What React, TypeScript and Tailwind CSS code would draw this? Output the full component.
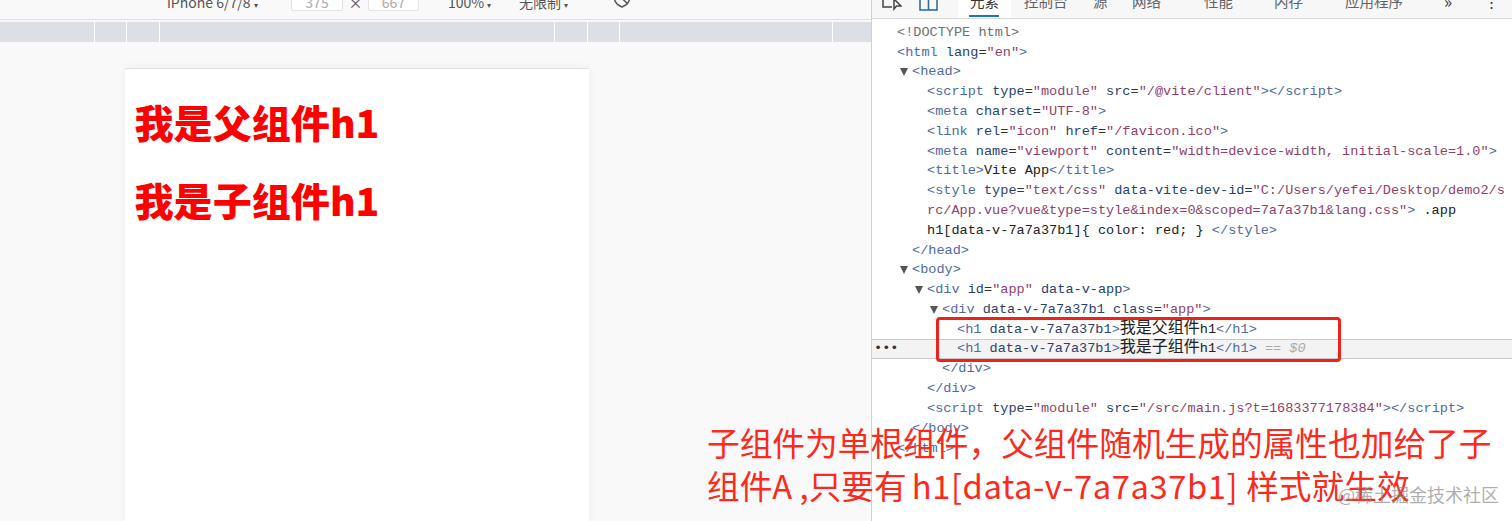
import React from "react";

const T = ({ children }: { children: React.ReactNode }) => <span className="text-[#4f6aa3]">{children}</span>;
const A = ({ children }: { children: React.ReactNode }) => <span className="text-[#2a3f6e]">{children}</span>;
const V = ({ children }: { children: React.ReactNode }) => <span className="text-[#8f3f6b]">{children}</span>;
const G = ({ children }: { children: React.ReactNode }) => <span className="text-[#6f6f6f]">{children}</span>;
const C = ({ children }: { children: React.ReactNode }) => <span className="text-[#222222]">{children}</span>;
const K = ({ children }: { children: React.ReactNode }) => <span className="text-[16px] leading-none text-[#222222]">{children}</span>;

function Row({ pad, open, selected, children }: { pad: string; open?: boolean; selected?: boolean; children: React.ReactNode }) {
  return (
    <div className={"relative flex h-[19.8px] items-center whitespace-pre " + pad + (selected ? " -mt-[1px] mb-[1px] border-y border-[#c9c9c9] bg-[#f3f3f3]" : "")}>
      {open && <span className="mr-[4px] -ml-[12px] h-0 w-0 border-x-[4px] border-t-[8px] border-x-transparent border-t-[#555555]" />}
      <span className="leading-[18px]">{children}</span>
    </div>
  );
}

function Ruler() {
  const ticks = ["w-[95px]", "w-[32px]", "w-[33px]", "w-[395px]", "w-[33px]", "w-[32px]", "w-[213px]", "flex-1"];
  return (
    <div className="mt-[2px] flex h-[20px] bg-[#dce0e6]">
      {ticks.map((w, i) => (
        <div key={i} className={w + (i < ticks.length - 1 ? " border-r border-white" : "")} />
      ))}
    </div>
  );
}

function Toolbar() {
  return (
    <div className="h-[20px] overflow-hidden border-b border-[#dedede] bg-[#f9f9f9]">
      <div className="-mt-[7px] flex h-[18px] items-center text-[14px] text-[#555555]">
        <span className="ml-[167px] w-[124px]">iPhone 6/7/8 <span className="text-[8px]">▾</span></span>
        <span className="flex h-[17px] w-[52px] items-center justify-center rounded-[2px] border border-[#e3e3e3] bg-white text-[#aaaaaa]">375</span>
        <span className="w-[25px] text-center">×</span>
        <span className="flex h-[17px] w-[51px] items-center justify-center rounded-[2px] border border-[#e3e3e3] bg-white text-[#aaaaaa]">667</span>
        <span className="ml-[29px] w-[71px]">100% <span className="text-[8px]">▾</span></span>
        <span className="w-[94px]">无限制 <span className="text-[8px]">▾</span></span>
        <svg className="-mt-[6px]" width="18" height="18" viewBox="0 0 18 18" fill="none" stroke="#555555" strokeWidth="1.5">
          <path d="M1 6 9 1l8 5c0 5-3 9-8 11C4 15 1 11 1 6z" />
          <path d="M3 3l12 11" />
        </svg>
      </div>
    </div>
  );
}

function DevTabs() {
  return (
    <div className="flex h-[19px] shrink-0 overflow-hidden border-b border-[#d8d8d8] bg-[#f7f7f7] text-[14.5px] text-[#5f6368]">
      <div className="-mt-[11px] flex h-[24px] w-full items-center">
        <svg className="ml-[10px]" width="20" height="20" viewBox="0 0 20 20" fill="none" stroke="#444444" strokeWidth="1.5">
          <path d="M1 4v12h9" />
          <path d="M12 8v10l2.500-3h4.500z" fill="#ffffff" />
        </svg>
        <svg className="ml-[17px]" width="19" height="20" viewBox="0 0 19 20" fill="none" stroke="#2f6f9f" strokeWidth="1.6">
          <rect x="1" y="1" width="17" height="18" />
          <path d="M9.500 1v18" />
        </svg>
        <div className="relative ml-[20px] h-[30px] w-[53px] self-start bg-white text-center leading-[24px] text-[#333333]">
          元素
          <span className="absolute bottom-[2px] left-[11px] h-[2px] w-[30px] bg-[#1a73c8]" />
        </div>
        <span className="ml-[13px]">控制台</span>
        <span className="ml-[25.5px]">源</span>
        <span className="ml-[24.5px]">网络</span>
        <span className="ml-[43px]">性能</span>
        <span className="ml-[41px]">内存</span>
        <span className="ml-[42px]">应用程序</span>
        <span className="ml-[41px] text-[17px] text-[#333333]">»</span>
        <span className="ml-[32px] text-[#333333]">⋮</span>
      </div>
    </div>
  );
}

export default function App() {
  return (
    <div className="relative flex h-[521px] w-[1512px] overflow-hidden bg-white font-['Noto_Sans_CJK_SC',sans-serif]">
      <div className="flex w-[871px] shrink-0 flex-col bg-[#f9f9f9]">
        <Toolbar />
        <Ruler />
        <div className="flex flex-1 justify-start pl-[125px] pt-[26px]">
          <div className="w-[464px] border-t border-[#e0e0e0] bg-white px-[9.500px] pt-[23px] text-[39.100px] font-black leading-[58px] text-[#ff0000] shadow-[0_0_8px_rgba(0,0,0,0.06)]">
            <h1>我是父组件h1</h1>
            <h1 className="mt-[20px]">我是子组件h1</h1>
          </div>
        </div>
      </div>

      <div className="flex min-w-0 flex-1 flex-col border-l border-[#d0d0d0]">
        <DevTabs />
        <div className="pt-[4px] font-['Liberation_Mono','Noto_Sans_CJK_SC',monospace] text-[13.570px] text-[#333333]">
          <Row pad="pl-[25px]"><G>{"<!DOCTYPE html>"}</G></Row>
          <Row pad="pl-[25px]"><T>{"<html"}</T> <A>lang</A>=<V>"en"</V><T>{">"}</T></Row>
          <Row pad="pl-[40px]" open><T>{"<head>"}</T></Row>
          <Row pad="pl-[55px]"><T>{"<script"}</T> <A>type</A>=<V>"module"</V> <A>src</A>=<V>"/@vite/client"</V><T>{"></script>"}</T></Row>
          <Row pad="pl-[55px]"><T>{"<meta"}</T> <A>charset</A>=<V>"UTF-8"</V><T>{">"}</T></Row>
          <Row pad="pl-[55px]"><T>{"<link"}</T> <A>rel</A>=<V>"icon"</V> <A>href</A>=<V>"/favicon.ico"</V><T>{">"}</T></Row>
          <Row pad="pl-[55px]"><T>{"<meta"}</T> <A>name</A>=<V>"viewport"</V> <A>content</A>=<V>"width=device-width, initial-scale=1.0"</V><T>{">"}</T></Row>
          <Row pad="pl-[55px]"><T>{"<title>"}</T><C>Vite App</C><T>{"</title>"}</T></Row>
          <Row pad="pl-[55px]"><T>{"<style"}</T> <A>type</A>=<V>"text/css"</V> <A>data-vite-dev-id</A>=<V>"C:/Users/yefei/Desktop/demo2/s</V></Row>
          <Row pad="pl-[55px]"><V>rc/App.vue?vue&amp;type=style&amp;index=0&amp;scoped=7a7a37b1&amp;lang.css"</V><T>{">"}</T><C> .app</C></Row>
          <Row pad="pl-[55px]"><C>{"h1[data-v-7a7a37b1]{ color: red; } "}</C><T>{"</style>"}</T></Row>
          <Row pad="pl-[40px]"><T>{"</head>"}</T></Row>
          <Row pad="pl-[40px]" open><T>{"<body>"}</T></Row>
          <Row pad="pl-[55px]" open><T>{"<div"}</T> <A>id</A>=<V>"app"</V> <A>data-v-app</A><T>{">"}</T></Row>
          <Row pad="pl-[70px]" open><T>{"<div"}</T> <A>data-v-7a7a37b1</A> <A>class</A>=<V>"app"</V><T>{">"}</T></Row>
          <Row pad="pl-[85px]"><T>{"<h1"}</T> <A>data-v-7a7a37b1</A><T>{">"}</T><K>我是父组件</K><C>h1</C><T>{"</h1>"}</T></Row>
          <Row pad="pl-[85px]" selected>
            <span className="absolute left-[2px] text-[#333333]">•••</span>
            <T>{"<h1"}</T> <A>data-v-7a7a37b1</A><T>{">"}</T><K>我是子组件</K><C>h1</C><T>{"</h1>"}</T><span className="italic text-[#aaaaaa]"> == $0</span>
          </Row>
          <Row pad="pl-[70px]"><T>{"</div>"}</T></Row>
          <Row pad="pl-[55px]"><T>{"</div>"}</T></Row>
          <Row pad="pl-[55px]"><T>{"<script"}</T> <A>type</A>=<V>"module"</V> <A>src</A>=<V>"/src/main.js?t=1683377178384"</V><T>{"></script>"}</T></Row>
          <Row pad="pl-[40px]"><T>{"</body>"}</T></Row>
          <Row pad="pl-[25px]"><T>{"</html>"}</T></Row>
        </div>
      </div>

      <div className="absolute left-[936px] top-[317px] h-[45px] w-[405px] rounded-[4px] border-[3px] border-[#f0201a]" />

      <div className="absolute left-[707px] top-[420px] w-[800px] text-[32.700px] leading-[43px] text-[#fb2a1c]">
        <div className="whitespace-nowrap">子组件为单根组件，父组件随机生成的属性也加给了子</div>
        <div className="whitespace-nowrap">组件A ,只要有<span className="ml-[5px] tracking-[0.600px]">h1[data-v-7a7a37b1] </span>样式就生效</div>
      </div>

      <div className="absolute left-[1338px] top-[481px] whitespace-nowrap text-[18px] text-[#8a8a8a]/70">@稀土掘金技术社区</div>
    </div>
  );
}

● **Task objective**: Starting with the first line of the data above and ending with the line containing "import React from", please restate every line exactly, leaving images out.

● **Answer to the problem**:
What React, TypeScript and Tailwind CSS code would draw this? Output the full component.
import React from "react";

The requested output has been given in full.